#### YOUR GOAL:
Output every line exactly as written. Leave out pictures.

─── INFORMATION SUPPLIED ───

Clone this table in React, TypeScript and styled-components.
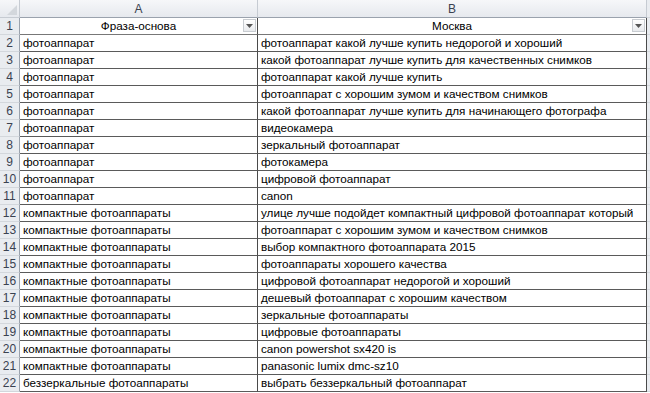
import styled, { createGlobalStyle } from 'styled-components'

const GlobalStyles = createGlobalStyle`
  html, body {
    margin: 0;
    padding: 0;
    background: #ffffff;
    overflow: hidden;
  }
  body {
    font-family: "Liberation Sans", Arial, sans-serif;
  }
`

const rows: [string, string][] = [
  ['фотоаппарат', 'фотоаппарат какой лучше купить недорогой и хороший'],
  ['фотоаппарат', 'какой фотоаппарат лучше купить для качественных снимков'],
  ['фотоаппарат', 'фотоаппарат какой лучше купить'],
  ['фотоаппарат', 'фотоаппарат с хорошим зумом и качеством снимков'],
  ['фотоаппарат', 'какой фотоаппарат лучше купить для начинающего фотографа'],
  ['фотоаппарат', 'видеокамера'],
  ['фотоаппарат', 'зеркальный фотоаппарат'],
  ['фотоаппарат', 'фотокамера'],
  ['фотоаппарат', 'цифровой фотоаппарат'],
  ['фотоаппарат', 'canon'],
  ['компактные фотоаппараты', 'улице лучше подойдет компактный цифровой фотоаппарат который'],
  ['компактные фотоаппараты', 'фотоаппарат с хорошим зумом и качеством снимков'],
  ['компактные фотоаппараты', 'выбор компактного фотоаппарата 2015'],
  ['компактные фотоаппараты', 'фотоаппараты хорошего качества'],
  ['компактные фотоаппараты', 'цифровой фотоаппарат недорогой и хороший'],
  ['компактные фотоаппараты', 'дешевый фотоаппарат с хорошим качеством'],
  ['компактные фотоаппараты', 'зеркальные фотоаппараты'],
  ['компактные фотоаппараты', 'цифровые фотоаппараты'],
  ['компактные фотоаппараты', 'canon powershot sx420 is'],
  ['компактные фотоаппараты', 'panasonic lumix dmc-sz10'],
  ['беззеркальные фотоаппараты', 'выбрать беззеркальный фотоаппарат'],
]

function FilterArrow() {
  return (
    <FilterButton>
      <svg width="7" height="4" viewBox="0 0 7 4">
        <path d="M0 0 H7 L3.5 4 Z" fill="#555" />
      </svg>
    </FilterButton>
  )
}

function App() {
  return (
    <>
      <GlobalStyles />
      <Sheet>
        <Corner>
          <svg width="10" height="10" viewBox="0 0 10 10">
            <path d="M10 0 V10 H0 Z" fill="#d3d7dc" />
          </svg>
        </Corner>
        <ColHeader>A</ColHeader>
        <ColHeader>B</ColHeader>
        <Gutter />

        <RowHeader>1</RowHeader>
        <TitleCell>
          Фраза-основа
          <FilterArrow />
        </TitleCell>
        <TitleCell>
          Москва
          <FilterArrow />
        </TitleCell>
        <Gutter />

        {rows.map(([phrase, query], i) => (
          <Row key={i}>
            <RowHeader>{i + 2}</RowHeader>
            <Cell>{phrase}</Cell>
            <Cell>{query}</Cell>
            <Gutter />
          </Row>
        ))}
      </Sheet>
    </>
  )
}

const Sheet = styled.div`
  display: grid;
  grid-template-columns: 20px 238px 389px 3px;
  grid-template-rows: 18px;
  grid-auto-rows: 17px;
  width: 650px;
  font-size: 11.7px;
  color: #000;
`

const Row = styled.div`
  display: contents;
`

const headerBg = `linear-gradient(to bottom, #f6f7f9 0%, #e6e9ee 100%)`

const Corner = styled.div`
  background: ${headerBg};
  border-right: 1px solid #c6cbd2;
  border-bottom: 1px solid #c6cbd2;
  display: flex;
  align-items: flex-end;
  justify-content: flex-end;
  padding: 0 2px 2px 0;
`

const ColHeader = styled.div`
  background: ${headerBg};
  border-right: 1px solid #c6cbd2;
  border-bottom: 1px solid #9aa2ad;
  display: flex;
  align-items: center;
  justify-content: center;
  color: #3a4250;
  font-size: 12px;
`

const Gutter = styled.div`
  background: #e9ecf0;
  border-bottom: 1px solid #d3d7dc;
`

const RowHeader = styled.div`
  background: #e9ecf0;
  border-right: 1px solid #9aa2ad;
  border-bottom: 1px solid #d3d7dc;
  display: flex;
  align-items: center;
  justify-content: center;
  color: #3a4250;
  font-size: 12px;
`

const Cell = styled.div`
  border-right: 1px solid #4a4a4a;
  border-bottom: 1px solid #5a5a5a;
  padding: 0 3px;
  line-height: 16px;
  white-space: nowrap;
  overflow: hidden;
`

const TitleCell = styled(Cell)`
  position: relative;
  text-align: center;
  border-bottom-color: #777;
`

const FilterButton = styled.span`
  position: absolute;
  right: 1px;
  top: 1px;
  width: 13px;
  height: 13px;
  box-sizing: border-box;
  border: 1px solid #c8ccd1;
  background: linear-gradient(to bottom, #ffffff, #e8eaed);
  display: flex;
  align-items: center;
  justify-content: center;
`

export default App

───

#### FINISHED TASK:
Clone this table in React, TypeScript and styled-components.
import styled, { createGlobalStyle } from 'styled-components'

const GlobalStyles = createGlobalStyle`
  html, body {
    margin: 0;
    padding: 0;
    background: #ffffff;
    overflow: hidden;
  }
  body {
    font-family: "Liberation Sans", Arial, sans-serif;
  }
`

const rows: [string, string][] = [
  ['фотоаппарат', 'фотоаппарат какой лучше купить недорогой и хороший'],
  ['фотоаппарат', 'какой фотоаппарат лучше купить для качественных снимков'],
  ['фотоаппарат', 'фотоаппарат какой лучше купить'],
  ['фотоаппарат', 'фотоаппарат с хорошим зумом и качеством снимков'],
  ['фотоаппарат', 'какой фотоаппарат лучше купить для начинающего фотографа'],
  ['фотоаппарат', 'видеокамера'],
  ['фотоаппарат', 'зеркальный фотоаппарат'],
  ['фотоаппарат', 'фотокамера'],
  ['фотоаппарат', 'цифровой фотоаппарат'],
  ['фотоаппарат', 'canon'],
  ['компактные фотоаппараты', 'улице лучше подойдет компактный цифровой фотоаппарат который'],
  ['компактные фотоаппараты', 'фотоаппарат с хорошим зумом и качеством снимков'],
  ['компактные фотоаппараты', 'выбор компактного фотоаппарата 2015'],
  ['компактные фотоаппараты', 'фотоаппараты хорошего качества'],
  ['компактные фотоаппараты', 'цифровой фотоаппарат недорогой и хороший'],
  ['компактные фотоаппараты', 'дешевый фотоаппарат с хорошим качеством'],
  ['компактные фотоаппараты', 'зеркальные фотоаппараты'],
  ['компактные фотоаппараты', 'цифровые фотоаппараты'],
  ['компактные фотоаппараты', 'canon powershot sx420 is'],
  ['компактные фотоаппараты', 'panasonic lumix dmc-sz10'],
  ['беззеркальные фотоаппараты', 'выбрать беззеркальный фотоаппарат'],
]

function FilterArrow() {
  return (
    <FilterButton>
      <svg width="7" height="4" viewBox="0 0 7 4">
        <path d="M0 0 H7 L3.5 4 Z" fill="#555" />
      </svg>
    </FilterButton>
  )
}

function App() {
  return (
    <>
      <GlobalStyles />
      <Sheet>
        <Corner>
          <svg width="10" height="10" viewBox="0 0 10 10">
            <path d="M10 0 V10 H0 Z" fill="#d3d7dc" />
          </svg>
        </Corner>
        <ColHeader>A</ColHeader>
        <ColHeader>B</ColHeader>
        <Gutter />

        <RowHeader>1</RowHeader>
        <TitleCell>
          Фраза-основа
          <FilterArrow />
        </TitleCell>
        <TitleCell>
          Москва
          <FilterArrow />
        </TitleCell>
        <Gutter />

        {rows.map(([phrase, query], i) => (
          <Row key={i}>
            <RowHeader>{i + 2}</RowHeader>
            <Cell>{phrase}</Cell>
            <Cell>{query}</Cell>
            <Gutter />
          </Row>
        ))}
      </Sheet>
    </>
  )
}

const Sheet = styled.div`
  display: grid;
  grid-template-columns: 20px 238px 389px 3px;
  grid-template-rows: 18px;
  grid-auto-rows: 17px;
  width: 650px;
  font-size: 11.7px;
  color: #000;
`

const Row = styled.div`
  display: contents;
`

const headerBg = `linear-gradient(to bottom, #f6f7f9 0%, #e6e9ee 100%)`

const Corner = styled.div`
  background: ${headerBg};
  border-right: 1px solid #c6cbd2;
  border-bottom: 1px solid #c6cbd2;
  display: flex;
  align-items: flex-end;
  justify-content: flex-end;
  padding: 0 2px 2px 0;
`

const ColHeader = styled.div`
  background: ${headerBg};
  border-right: 1px solid #c6cbd2;
  border-bottom: 1px solid #9aa2ad;
  display: flex;
  align-items: center;
  justify-content: center;
  color: #3a4250;
  font-size: 12px;
`

const Gutter = styled.div`
  background: #e9ecf0;
  border-bottom: 1px solid #d3d7dc;
`

const RowHeader = styled.div`
  background: #e9ecf0;
  border-right: 1px solid #9aa2ad;
  border-bottom: 1px solid #d3d7dc;
  display: flex;
  align-items: center;
  justify-content: center;
  color: #3a4250;
  font-size: 12px;
`

const Cell = styled.div`
  border-right: 1px solid #4a4a4a;
  border-bottom: 1px solid #5a5a5a;
  padding: 0 3px;
  line-height: 16px;
  white-space: nowrap;
  overflow: hidden;
`

const TitleCell = styled(Cell)`
  position: relative;
  text-align: center;
  border-bottom-color: #777;
`

const FilterButton = styled.span`
  position: absolute;
  right: 1px;
  top: 1px;
  width: 13px;
  height: 13px;
  box-sizing: border-box;
  border: 1px solid #c8ccd1;
  background: linear-gradient(to bottom, #ffffff, #e8eaed);
  display: flex;
  align-items: center;
  justify-content: center;
`

export default App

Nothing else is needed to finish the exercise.